Problem details -
Count every line below in which "components" occurs, then give only the count.

Data -
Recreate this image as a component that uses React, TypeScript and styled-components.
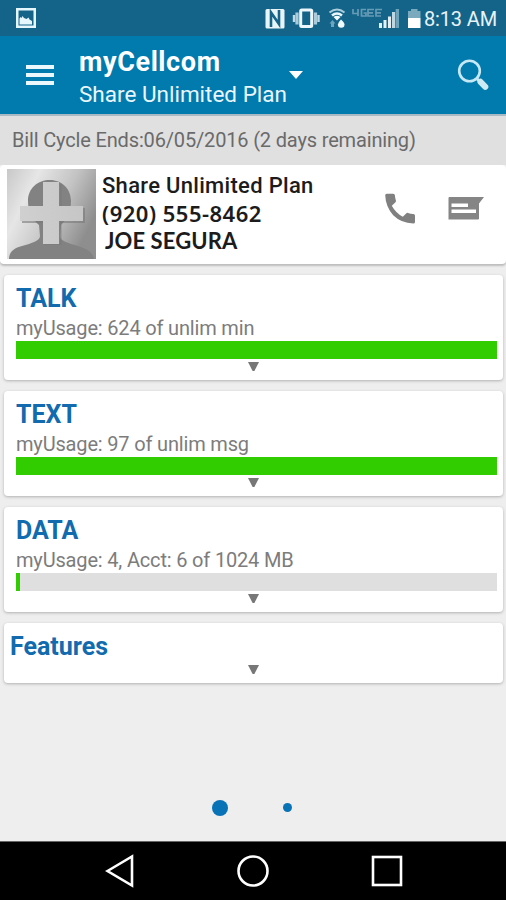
import React from 'react';
import styled, { createGlobalStyle } from 'styled-components';

const Global = createGlobalStyle`
  * { box-sizing: border-box; }
  body { margin: 0; background: #eeeeee; font-family: Roboto, "Liberation Sans", sans-serif; }
`;

const Screen = styled.div`
  width: 506px;
  height: 900px;
  display: flex;
  flex-direction: column;
  background: #eeeeee;
  overflow: hidden;
  white-space: nowrap;
`;

const StatusBar = styled.header`
  height: 36px;
  flex: none;
  display: flex;
  align-items: center;
  justify-content: space-between;
  padding: 0 9px 0 16px;
  background: #146489;
  color: #e8f3f8;
`;

const StatusIcons = styled.div`
  display: flex;
  align-items: center;
  gap: 1px;
`;

const Clock = styled.span`
  width: 73px;
  font-size: 20px;
  line-height: 36px;
  padding-top: 2px;
  letter-spacing: -0.15px;
`;

const AppBar = styled.div`
  height: 78px;
  flex: none;
  display: flex;
  padding: 0 16px 0 26px;
  background: #017aae;
  color: #fff;
`;

const MenuButton = styled.button`
  width: 53px;
  padding: 29px 0 0;
  border: 0;
  background: none;
  display: flex;
  flex-direction: column;
  gap: 4px;
`;

const MenuLine = styled.span`
  width: 28px;
  height: 4px;
  background: #eaf8fd;
`;

const TitleBlock = styled.div`
  width: 210px;
  padding-top: 9px;
`;

const AppTitle = styled.div`
  font-size: 27px;
  line-height: 34px;
  font-weight: 700;
  letter-spacing: 0.6px;
`;

const AppSubtitle = styled.div`
  font-size: 22.5px;
  line-height: 31px;
  color: #eaf6fb;
`;

const Caret = styled.span`
  width: 14px;
  height: 8px;
  margin-top: 35px;
  background: #fff;
  clip-path: polygon(0 0, 100% 0, 50% 100%);
`;

const SearchButton = styled.button`
  margin: 22px 0 0 auto;
  padding: 0;
  border: 0;
  background: none;
  height: 34px;
`;

const CycleStrip = styled.div`
  height: 51px;
  flex: none;
  padding: 0 12px;
  border-top: 2px solid #a9bac5;
  background: #e0e0e0;
  color: #6a6a6a;
  font-size: 20px;
  line-height: 48px;
  letter-spacing: -0.16px;
`;

const AccountCard = styled.section`
  height: 99px;
  flex: none;
  display: flex;
  padding: 4px 20px 0 7px;
  background: #fff;
  border-radius: 4px;
  box-shadow: 0 2px 2px #bdbdbd;
`;

const AccountText = styled.div`
  width: 289px;
  padding: 3px 0 0 6px;
  color: #1c1c1c;
`;

const PlanName = styled.div`
  font-size: 22px;
  line-height: 28px;
  font-weight: 500;
  letter-spacing: 0.3px;
`;

const PhoneNumber = styled.div`
  font-family: "Noto Sans", "Open Sans", sans-serif;
  font-size: 22px;
  line-height: 27px;
  font-weight: 600;
  letter-spacing: 0.5px;
`;

const OwnerName = styled.div`
  font-family: Lato, "Noto Sans", sans-serif;
  font-size: 22px;
  line-height: 27px;
  font-weight: 700;
  padding-left: 3px;
  letter-spacing: 0.1px;
`;

const Actions = styled.div`
  display: flex;
  gap: 32px;
  padding-top: 24px;
`;

const CardList = styled.main`
  flex: 1;
  display: flex;
  flex-direction: column;
  gap: 11px;
  padding: 11px 3px 0 4px;
`;

const Card = styled.section<{ $compact?: boolean }>`
  height: ${(p) => (p.$compact ? 60 : 105)}px;
  padding: ${(p) => (p.$compact ? '9px 6px 0' : '9px 6px 0 12px')};
  background: #fff;
  border-radius: 4px;
  box-shadow: 0 1px 3px #b0b0b0;
`;

const CardTitle = styled.h2`
  margin: 0;
  font-size: 25px;
  line-height: 29px;
  font-weight: 700;
  color: #116bae;
`;

const Usage = styled.div`
  height: 28px;
  padding-top: 1px;
  font-size: 20px;
  line-height: 28px;
  letter-spacing: -0.17px;
  color: #7c7c7c;
`;

const Track = styled.div`
  height: 18px;
  background: #dfdfdf;
`;

const Fill = styled.div<{ $width: string }>`
  width: ${(p) => p.$width};
  height: 100%;
  background: #32cd00;
`;

const Expand = styled.div<{ $compact?: boolean }>`
  width: 11px;
  height: 9px;
  margin: ${(p) => (p.$compact ? '4px 0 0 238px' : '3px 0 0 232px')};
  background: #777;
  clip-path: polygon(0 0, 100% 0, 58% 100%, 42% 100%);
`;

const Pager = styled.div`
  height: 70px;
  flex: none;
  display: flex;
  align-items: center;
  justify-content: center;
  gap: 55px;
  padding: 3px 2px 0 0;
`;

const Dot = styled.span<{ $size: number }>`
  width: ${(p) => p.$size}px;
  height: ${(p) => p.$size}px;
  border-radius: 50%;
  background: #0872b7;
`;

const NavBar = styled.nav`
  height: 59px;
  flex: none;
  display: flex;
  align-items: center;
  justify-content: space-between;
  padding: 0 102px 0 105px;
  background: #000;
  border-top: 1px solid #666;
`;

const PictureIcon = () => (
  <svg width="20" height="20" viewBox="0 0 20 20">
    <path fill="#e6f6fd" fillRule="evenodd" d="M0 0h20v20H0zM2.500 2.500v15h15v-15z" />
    <path fill="#e6f6fd" d="M3.500 16.500v-6l1-1.500 1 1 1-2 1.500 2 2.500 1 2-1.500 1 2 2.500 1.500v3.500z" />
  </svg>
);

const SystemIcons = () => (
  <svg width="158" height="36" viewBox="0 0 158 36">
    <rect x="0.500" y="9" width="19" height="19.500" rx="1.500" fill="#e9f4f8" />
    <path fill="none" stroke="#146489" strokeWidth="2.600" d="M6 27V12.500L14 24V10" />
    <rect x="35.700" y="10" width="11" height="16.500" rx="1" fill="none" stroke="#edf7fb" strokeWidth="3" />
    <path stroke="#a9cbdc" strokeWidth="3.200" d="M32 12.500v12M50.500 12.500v12" />
    <path stroke="#bfd9e5" strokeWidth="2.400" d="M29 15v7M53.500 15v7" />
    <path fill="none" stroke="#a9cddb" strokeWidth="2" d="M64.500 12.500q7.500-6 15 0" />
    <path fill="none" stroke="#e9f7fb" strokeWidth="2.600" d="M67 15.500q5-4 10 0" />
    <path fill="#f4fcff" d="M68.500 17q3.500-2.500 7 0L72 20.500z" />
    <path fill="#6ca5bd" d="M67.500 20l3 3.500h-1.500V27h-3v-3.500h-1.500z" />
    <path fill="#effaff" d="M76 19.500q3.500 3 3.500 5a3.300 3.300 0 0 1-6.600 0q0-2 3.100-5z" />
    <path fill="none" stroke="#669bb5" strokeWidth="1.700" d="M88 9v4.500h5M93 9v7M101 9.500h-4.500v6.500h4.500v-3h-2.500M109 9.500h-6v6.500h6M103 12.800h5M117 9.500h-6v6.500h5M111 12.800h5" />
    <path fill="#e2eff5" d="M114 23h3v5h-3zM118.500 20h3v8h-3zM123 16.500h3V28h-3z" />
    <path fill="#bed7e2" d="M127 12h3.200v16H127z" />
    <path fill="#6fa3ba" d="M130.700 9h3.300v19h-3.300z" />
    <path fill="#7caabd" d="M143 11h3V9h6.500v2h3v7H143z" />
    <path fill="#fff" d="M143 18h12.500v10H143z" />
  </svg>
);

const SearchIcon = () => (
  <svg width="34" height="34" viewBox="0 0 34 34">
    <circle cx="13.500" cy="13" r="10.300" fill="none" stroke="#c6e8f5" strokeWidth="2.600" />
    <path d="M20.500 20.300l4 4" stroke="#c6e8f5" strokeWidth="3" />
    <path d="M24.500 23.800l4.800 5" stroke="#cdebf4" strokeWidth="6" strokeLinecap="round" />
  </svg>
);

const Avatar = () => (
  <svg width="89" height="90" viewBox="0 0 89 90">
    <defs>
      <linearGradient id="backdrop" x1="0" y1="0" x2="1" y2="0.500">
        <stop offset="0" stopColor="#c8c8c8" />
        <stop offset="0.300" stopColor="#e6e6e6" />
        <stop offset="0.650" stopColor="#c3c3c3" />
        <stop offset="1" stopColor="#8e8e8e" />
      </linearGradient>
      <linearGradient id="cross" x1="0" y1="0" x2="1" y2="0">
        <stop offset="0" stopColor="#d0d0d0" />
        <stop offset="1" stopColor="#c6c6c6" />
      </linearGradient>
    </defs>
    <rect width="89" height="90" fill="url(#backdrop)" />
    <path fill="#828282" d="M2 90c0-7 5-11 13-13 10-3 18-5 18-10l-1-11c-7-6-11-14-11-24C21 19 31 11 43 11s21 9 21 21c0 10-4 18-10 24l-1 11c0 5 8 7 18 10 9 3 15 6 16 13z" />
    <path fill="#7a7a7a" opacity=".6" d="M53 15h1.500v23h-1.500zM15 52h21v2H15zM53 52h24v2H53zM76 39h2v15h-2zM37 76h17.500V54H53v21H37z" />
    <path fill="url(#cross)" d="M36 13h16v24h24v15H52v23H36V52H13V37h23z" />
  </svg>
);

const PhoneIcon = () => (
  <svg width="31" height="31" viewBox="0 0 31 31">
    <path fill="#808080" d="M1.700.7h6.500q1.600 0 1.700 1.600.2 2.800 1 5.200.3 1-.4 1.800l-3.700 3.500q4 7.300 11 11l3.600-3.500q.7-.8 1.700-.4 2.500.8 5.200 1 1.700.1 1.700 1.700V29q0 1.500-1.700 1.500Q16 30 8.200 22.200.7 14 .2 2.300.2.700 1.700.7z" />
  </svg>
);

const MessageIcon = () => (
  <svg width="37" height="31" viewBox="0 0 37 31">
    <path fill="#858585" d="M.500 5q0-1 1-1H36l-5 6.500v15q0 1-1 1H.500z" />
    <path fill="#fff" d="M3.500 10.500H20V14H3.500zM3.500 16.500H28V20H3.500z" />
  </svg>
);

const usageCards = [
  { title: 'TALK', usage: 'myUsage: 624 of unlim min', fill: '100%' },
  { title: 'TEXT', usage: 'myUsage: 97 of unlim msg', fill: '100%' },
  { title: 'DATA', usage: 'myUsage: 4, Acct: 6 of 1024 MB', fill: '4px' },
];

export default function App() {
  return (
    <Screen>
      <Global />
      <StatusBar>
        <PictureIcon />
        <StatusIcons>
          <SystemIcons />
          <Clock>8:13 AM</Clock>
        </StatusIcons>
      </StatusBar>
      <AppBar>
        <MenuButton aria-label="Menu">
          <MenuLine />
          <MenuLine />
          <MenuLine />
        </MenuButton>
        <TitleBlock>
          <AppTitle>myCellcom</AppTitle>
          <AppSubtitle>Share Unlimited Plan</AppSubtitle>
        </TitleBlock>
        <Caret />
        <SearchButton aria-label="Search">
          <SearchIcon />
        </SearchButton>
      </AppBar>
      <CycleStrip>Bill Cycle Ends:06/05/2016 (2 days remaining)</CycleStrip>
      <AccountCard>
        <Avatar />
        <AccountText>
          <PlanName>Share Unlimited Plan</PlanName>
          <PhoneNumber>(920) 555-8462</PhoneNumber>
          <OwnerName>JOE SEGURA</OwnerName>
        </AccountText>
        <Actions>
          <PhoneIcon />
          <MessageIcon />
        </Actions>
      </AccountCard>
      <CardList>
        {usageCards.map((c) => (
          <Card key={c.title}>
            <CardTitle>{c.title}</CardTitle>
            <Usage>{c.usage}</Usage>
            <Track>
              <Fill $width={c.fill} />
            </Track>
            <Expand />
          </Card>
        ))}
        <Card $compact>
          <CardTitle>Features</CardTitle>
          <Expand $compact />
        </Card>
      </CardList>
      <Pager>
        <Dot $size={16} />
        <Dot $size={9} />
      </Pager>
      <NavBar>
        <svg width="30" height="34" viewBox="0 0 30 34">
          <path d="M2.500 17L27 2.500v29z" fill="none" stroke="#fff" strokeWidth="2.600" />
        </svg>
        <svg width="34" height="34" viewBox="0 0 34 34">
          <circle cx="17" cy="17" r="14.500" fill="none" stroke="#fff" strokeWidth="2.600" />
        </svg>
        <svg width="34" height="34" viewBox="0 0 34 34">
          <rect x="3" y="3" width="28" height="28" fill="none" stroke="#fff" strokeWidth="2.600" />
        </svg>
      </NavBar>
    </Screen>
  );
}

Correct result -
2